Entre Ivanisevic et son rêve se dresse Patrick Rafter. L’Australien, 10e mondial, est un sérieux candidat au titre depuis des années, lui qui est l’un des derniers à pratiquer le service-volée. Son jeu convient parfaitement au gazon, et l’an passé, il a perdu en finale contre Pete Sampras. Cette fois, Pat Rafter a pris sa revanche de la demi-finale 1999 en battant Andre Agassi pour se qualifier pour sa deuxième finale de Wimbledon consécutive.
En raison de la pluie qui a beaucoup perturbé le tournoi, la finale se joue le lundi. De nouveaux billets sont mis à la vente, et, avec des tribunes remplies de supporters croates et australiens, le match démarre devant un public surexcité. Peut-être déconcentré par l’enthousiasme de ses compatriotes, Pat Rafter se fait breaker d’entrée, ce qui lui coûte le premier set, empoché par Ivanisevic, 6-3. Au deuxième set, le Croate est en difficulté au service, son arme majeure, et se plaint de douleurs à l’épaule. Rafter égalise, 6-3.
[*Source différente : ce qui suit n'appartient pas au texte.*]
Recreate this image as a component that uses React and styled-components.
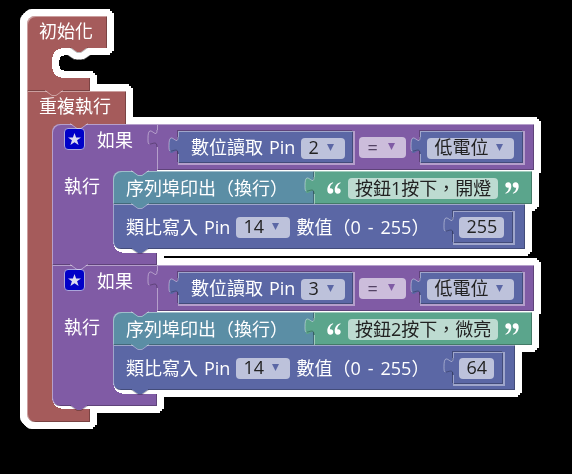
import React from "react";
import styled, { createGlobalStyle } from "styled-components";

const RED = "#a55b5b";
const PURPLE = "#805ba5";
const BLUE = "#5b67a5";
const TEAL = "#5b8ea5";
const GREEN = "#5ba58c";
const LIGHT = "rgba(255, 255, 255, 0.42)";
const DARK = "rgba(0, 0, 0, 0.26)";

const GlobalStyle = createGlobalStyle`
  body {
    margin: 0;
    background: #000;
    color: #fff;
    font: 18px/24px "Open Sans", "Noto Sans CJK TC", sans-serif;
  }
`;

const Workspace = styled.main`
  padding: 16px 27px;
`;

/* The chained hard shadows grow the silhouette into a white rim. */
const Program = styled.div`
  display: flex;
  flex-direction: column;
  width: max-content;
  filter: drop-shadow(3px 0 0 #fff) drop-shadow(-3px 0 0 #fff)
    drop-shadow(0 3px 0 #fff) drop-shadow(0 -3px 0 #fff)
    drop-shadow(2px 2px 0 #fff) drop-shadow(-2px -2px 0 #fff)
    drop-shadow(2px -2px 0 #fff) drop-shadow(-2px 2px 0 #fff);
`;

const BlockGroup = styled.section`
  display: flex;
  flex-direction: column;
  align-items: flex-start;
`;

const Row = styled.div`
  display: flex;
  align-items: ${(p) => (p.$stretch ? "stretch" : "flex-start")};
`;

const Head = styled.header`
  position: relative;
  display: flex;
  box-sizing: border-box;
  height: ${(p) => p.$height}px;
  padding: ${(p) => p.$padding};
  background: ${(p) => p.$color};
  border-top-left-radius: ${(p) => (p.$rounded ? 8 : 0)}px;
  box-shadow: inset 1px 1px 0 ${LIGHT}, inset -1px 0 0 ${(p) => (p.$joined ? "transparent" : DARK)};
  white-space: nowrap;
`;

const Wall = styled.div`
  box-sizing: border-box;
  width: ${(p) => p.$width}px;
  padding: 3px 12px;
  background: ${(p) => p.$color};
  box-shadow: inset 1px 0 0 ${LIGHT};
  white-space: nowrap;
`;

const Slot = styled.div`
  min-width: 38px;
  min-height: 30px;
  padding-bottom: ${(p) => p.$gap || 0}px;
  background:
    radial-gradient(circle at 100% 100%, transparent 8px, ${(p) => p.$color} 8px) top left / 9px 9px no-repeat,
    radial-gradient(circle at 100% 0, transparent 8px, ${(p) => p.$color} 8px) bottom left / 9px 9px no-repeat;
`;

const Foot = styled.footer`
  position: relative;
  width: ${(p) => p.$width}px;
  height: ${(p) => p.$height}px;
  background: ${(p) => p.$color};
  border-bottom-left-radius: ${(p) => (p.$rounded ? 8 : 0)}px;
  box-shadow: inset 1px 0 0 ${LIGHT}, inset -1px -1px 0 ${DARK};
`;

const Statement = styled.div`
  position: relative;
  display: flex;
  align-items: center;
  box-sizing: border-box;
  width: max-content;
  height: ${(p) => p.$height}px;
  padding: 0 ${(p) => p.$right}px 0 13px;
  background: ${(p) => p.$color};
  border-radius: ${(p) => (p.$last ? "0 0 0 8px" : "8px 0 0 0")};
  box-shadow: inset 1px 1px 0 ${LIGHT}, inset -1px -1px 0 ${DARK};
  white-space: nowrap;
`;

const ValueBlock = styled.div`
  position: relative;
  display: flex;
  align-items: center;
  box-sizing: border-box;
  height: ${(p) => p.$height}px;
  padding: ${(p) => p.$padding};
  background: ${(p) => p.$color};
  box-shadow: inset 1px 1px 0 ${LIGHT}, inset -1px -1px 0 ${DARK}${(p) =>
    p.$inset ? `, 1px 1px 0 1px ${LIGHT}, -1px -1px 0 ${DARK}` : ""};
  white-space: nowrap;
`;

const FieldLabel = styled.label`
  display: flex;
  align-items: center;
  gap: 6px;
`;

const Select = styled.select`
  appearance: none;
  box-sizing: border-box;
  height: 21px;
  margin: ${(p) => (p.$operator ? "0 14px 0 6px" : "2px 0 0")};
  padding: ${(p) => (p.$operator ? "0 28px 1px 8px" : "0 26px 3px 7px")};
  border: 0;
  border-radius: 4px;
  color: ${(p) => (p.$operator ? "#534364" : "#222")};
  font: inherit;
  line-height: 18px;
  background:
    url("data:image/svg+xml,%3Csvg xmlns='http://www.w3.org/2000/svg' width='7' height='7'%3E%3Cpath d='M0 0h7L3.5 7z' fill='%23${(p) =>
      p.$color.slice(1)}'/%3E%3C/svg%3E") right 11px top 6px no-repeat,
    rgba(255, 255, 255, 0.6);
`;

const Input = styled.input`
  field-sizing: content;
  box-sizing: border-box;
  height: 21px;
  margin: 2px 0 0;
  padding: 0 7px 3px;
  border: 0;
  border-radius: 4px;
  background: rgba(255, 255, 255, 0.6);
  color: #222;
  font: inherit;
  line-height: 18px;
`;

const Range = styled.span`
  display: flex;
  gap: 7px;
  margin: 0 24px 0 6px;
`;

const Mutator = styled.button`
  display: flex;
  box-sizing: border-box;
  width: 21px;
  height: 22px;
  margin: 0 12px 0 0;
  padding: 2px;
  border: 1px solid #aaa5dc;
  border-radius: 4px;
  background: #0000c8;
`;

const BumpShape = styled.svg`
  position: absolute;
  z-index: 1;
  left: ${(p) => p.$left}px;
  bottom: -5px;
  overflow: visible;
`;

const TabShape = styled.svg`
  position: absolute;
  left: -9px;
  top: 6px;
  overflow: visible;
`;

const QuoteShape = styled.svg`
  margin: ${(p) => (p.$closing ? "0 0 0 7px" : "0 7px 0 0")};
  transform: ${(p) => (p.$closing ? "rotate(180deg)" : "none")};
`;

function Bump({ color, left = 18, edge = LIGHT }) {
  return (
    <BumpShape $left={left} width="18" height="6" aria-hidden="true">
      <path d="M0 0V-1H18V0L11 5H7Z" fill={color} />
      <path d="M0 .5L7 5.5H11L18 .5" fill="none" stroke={edge} />
    </BumpShape>
  );
}

function Tab({ color }) {
  return (
    <TabShape width="10" height="17" aria-hidden="true">
      <path d="M10 17H9C9 6 0 26 0 8.5S9 11 9 0H10Z" fill={color} />
      <path d="M9 0C9 11 0 -9 0 8.5C0 12 0 14 1.5 14" fill="none" stroke={LIGHT} />
      <path d="M1.5 14C4 14.5 9 10 9 17" fill="none" stroke={DARK} />
    </TabShape>
  );
}

function Quote({ closing }) {
  return (
    <QuoteShape $closing={closing} width="14" height="12" viewBox="0 0 14 12" fill="#fff" aria-hidden="true">
      <path d="M6 .2C2.6 1 .3 4 .3 7.7C.3 10.3 1.5 11.8 3.4 11.8C5.1 11.8 6.3 10.6 6.3 9C6.3 7.4 5.2 6.3 3.7 6.3C3.3 6.3 3 6.4 2.8 6.5C3 4 4 2.2 6.2 1Z" />
      <path d="M13.4 .2C10 1 7.7 4 7.7 7.7C7.7 10.3 8.9 11.8 10.8 11.8C12.5 11.8 13.7 10.6 13.7 9C13.7 7.4 12.6 6.3 11.1 6.3C10.7 6.3 10.4 6.4 10.2 6.5C10.4 4 11.4 2.2 13.6 1Z" />
    </QuoteShape>
  );
}

function Dropdown({ value, color = BLUE, ...rest }) {
  return (
    <Select $color={color} defaultValue={value} {...rest}>
      <option value={value}>{value}</option>
    </Select>
  );
}

function PinField({ action, pin }) {
  return (
    <FieldLabel>
      <span>{action}</span>
      <span>Pin</span>
      <Dropdown value={pin} />
    </FieldLabel>
  );
}

function Condition({ pin }) {
  return (
    <ValueBlock $color={PURPLE} $height={46} $padding="0 11px 0 21px">
      <Tab color={PURPLE} />
      <ValueBlock $color={BLUE} $height={32} $padding="0 8px 0 13px" $inset>
        <Tab color={BLUE} />
        <PinField action="數位讀取" pin={pin} />
      </ValueBlock>
      <Dropdown value="=" color={PURPLE} $operator aria-label="比較" />
      <ValueBlock $color={BLUE} $height={32} $padding="0 9px 0 7px" $inset>
        <Tab color={BLUE} />
        <Dropdown value="低電位" aria-label="電位" />
      </ValueBlock>
    </ValueBlock>
  );
}

function PrintStatement({ text }) {
  return (
    <Row>
      <Statement $color={TEAL} $height={33} $right={26}>
        序列埠印出（換行）
        <Bump color={TEAL} />
      </Statement>
      <ValueBlock $color={GREEN} $height={33} $padding="0 13px">
        <Tab color={GREEN} />
        <Quote />
        <Input defaultValue={text} aria-label="序列埠印出" />
        <Quote closing />
      </ValueBlock>
    </Row>
  );
}

function WriteStatement({ value }) {
  return (
    <Statement $color={BLUE} $height={45} $right={12} $last>
      <PinField action="類比寫入" pin="14" />
      <Range>
        <span>數值（0</span>
        <span>-</span>
        <span>255）</span>
      </Range>
      <ValueBlock $color={BLUE} $height={32} $padding="0 9px 0 6px" $inset>
        <Tab color={BLUE} />
        <Input defaultValue={value} aria-label="數值" />
      </ValueBlock>
      <Bump color={BLUE} edge={DARK} />
    </Statement>
  );
}

function IfBlock({ pin, text, value, first, last }) {
  return (
    <BlockGroup>
      <Row>
        <Head $color={PURPLE} $height={47} $padding="4px 24px 0 12px" $rounded={first} $joined>
          <Mutator type="button" aria-label="設定">
            <svg width="15" height="16" viewBox="0 0 15 16" aria-hidden="true">
              <path d="M7.5 2L9.1 6.4H14L10.1 9.3L11.6 14L7.5 11.2L3.4 14L4.9 9.3L1 6.4H5.9Z" fill="#dcdcf0" />
            </svg>
          </Mutator>
          如果
          <Bump color={PURPLE} left={79} />
        </Head>
        <Condition pin={pin} />
      </Row>
      <Row $stretch>
        <Wall $color={PURPLE} $width={61}>執行</Wall>
        <Slot $color={PURPLE} $gap={4}>
          <PrintStatement text={text} />
          <WriteStatement value={value} />
        </Slot>
      </Row>
      <Foot $color={PURPLE} $width={105} $height={12} $rounded={last}>
        <Bump color={PURPLE} edge={last ? DARK : LIGHT} />
      </Foot>
    </BlockGroup>
  );
}

export default function App() {
  return (
    <>
      <GlobalStyle />
      <Workspace>
        <Program>
          <BlockGroup>
            <Head $color={RED} $height={32} $padding="3px 14px 0 12px" $rounded>
              初始化
              <Bump color={RED} left={43} edge={DARK} />
            </Head>
            <Row $stretch>
              <Wall $color={RED} $width={25} />
              <Slot $color={RED} />
            </Row>
            <Foot $color={RED} $width={63} $height={13}>
              <Bump color={RED} />
            </Foot>
          </BlockGroup>
          <BlockGroup>
            <Head $color={RED} $height={33} $padding="3px 15px 0 12px">
              重複執行
              <Bump color={RED} left={43} />
            </Head>
            <Row $stretch>
              <Wall $color={RED} $width={25} />
              <Slot $color={RED} $gap={3}>
                <IfBlock pin="2" text="按鈕1按下，開燈" value="255" first />
                <IfBlock pin="3" text="按鈕2按下，微亮" value="64" last />
              </Slot>
            </Row>
            <Foot $color={RED} $width={63} $height={13} $rounded />
          </BlockGroup>
        </Program>
      </Workspace>
    </>
  );
}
Goran prend le troisième set, prenant le service adverse à 3-2, grâce à deux superbes retours. Le Croate n’a jamais été aussi proche de réaliser le rêve de sa vie. Il commence à en ressentir la pression et pète les plombs pour la première fois du match après une double faute commise sur une balle de break. Il met un coup de pied dans le filet, jette sa raquette et s’en prend à l’arbitre. On dirait que le bon vieux Goran est de retour avec ses démons habituels.
Il y a cependant trop d’enjeux pour qu’il se laisse consumer par la colère. Après avoir perdu la quatrième manche, 6-2, Ivanisevic reprend ses esprits dans le dernier set, ce qui ne surprend pas Pat Rafter : « C’était une trop grosse occasion pour lui pour qu’il laisse ce genre de choses le perturber et le tirer vers le bas. »
Au cinquième set, la tension est à son comble. A 7-7, d’un retour gagnant, Ivanisevic fait le break. Il montre son poing serré à son box en revenant à sa chaise. Pour la première fois en quatre finales à Wimbledon, il va servir pour le match, et son service est peut-être le meilleur au monde.
Et pourtant, c’est ce service, qui l’a tant aidé depuis le début du tournoi, lui qui a déjà servi 211 aces, qui va presque le lâcher dans ce dernier jeu. A 15-15, il commet une première double faute. A 15-30, sur sa deuxième balle, il sert un ace qui fait s’élever un nuage de craie. Il enchaîne par un nouvel ace à 30-30 : Goran Ivanisevic n’est plus qu’à un point (un ace ?) du plus incroyable triomphe jamais vu à Wimbledon. Les larmes aux yeux, il se met en position. Double faute. Un service gagnant lui offre une seconde occasion. Nouvelle double faute. Grâce à un passing shot vendangé par Rafter, il se procure une troisième balle de match. Il s’agenouille, il prie le ciel et essaie de relâcher son bras pour se calmer avant cette nouvelle tentative. Cette fois, malgré une approche parfaite, Rafter revient au score grâce à un lob magnifique. Un service gagnant plus tard, Goran Ivanisevic obtient une quatrième balle de match pour enfin réaliser le rêve de sa vie. Il rate son premier service, mais cette fois, il ne commet pa de double faute. Pat Rafter expédie son retour directement dans le filet. Ivanisevic se laisse tomber sur le gazon. Après trois échecs en finale, il est revenu de nulle part pour triompher à Wimbledon quand plus personne ne croyait en lui.
Fair-play dans la défaite, Patrick Rafter donne une accolade à un Goran en larmes, avant que le vainqueur de Wimbledon n’escalade les gradins pour célébrer sa victoire avec ses proches.
La postérité du moment : tous deux touchés à l’épaule, Ivanisevic et Rafter déclineront rapidement
« Je ne sais pas si quelqu’un ne va pas me réveiller pour me dire qu’en fait je n’ai pas gagné », confiera par la suite un Ivanisevic toujours empli d’émotion. « C’était mon rêve, c’était ma vie. Je suis venu ici et personne ne pensait à moi, et maintenant le trophée est à moi. »
Patrick Rafter, après avoir reconnu les mérites de son adversaire, partagera quant à lui son amertume : « J’en ai marre d’écrire cette foutue histoire. (…) Quelqu’un doit finir par perdre et je suis à nouveau le perdant. »
La finale de Wimbledon 2001 restera la dernière grande performance à la fois de Rafter et d’Ivanisevic. Tous deux luttaient depuis longtemps déjà avec des blessures à l’épaule. La dernière apparition de Patrick Rafter aura lieu lors de la finale de la Coupe Davis 2001, tandis qu’Ivanisevic disparaîtra presque du circuit en 2002, ne jouant que 16 matches en deux ans. En 2004, après une dernière apparition à Wimbledon, où il se hissera encore en huitièmes de finale (battu par Lleyton Hewitt, 6-2 6-4 6-3), Goran Ivanisevic mettra un terme à sa carrière.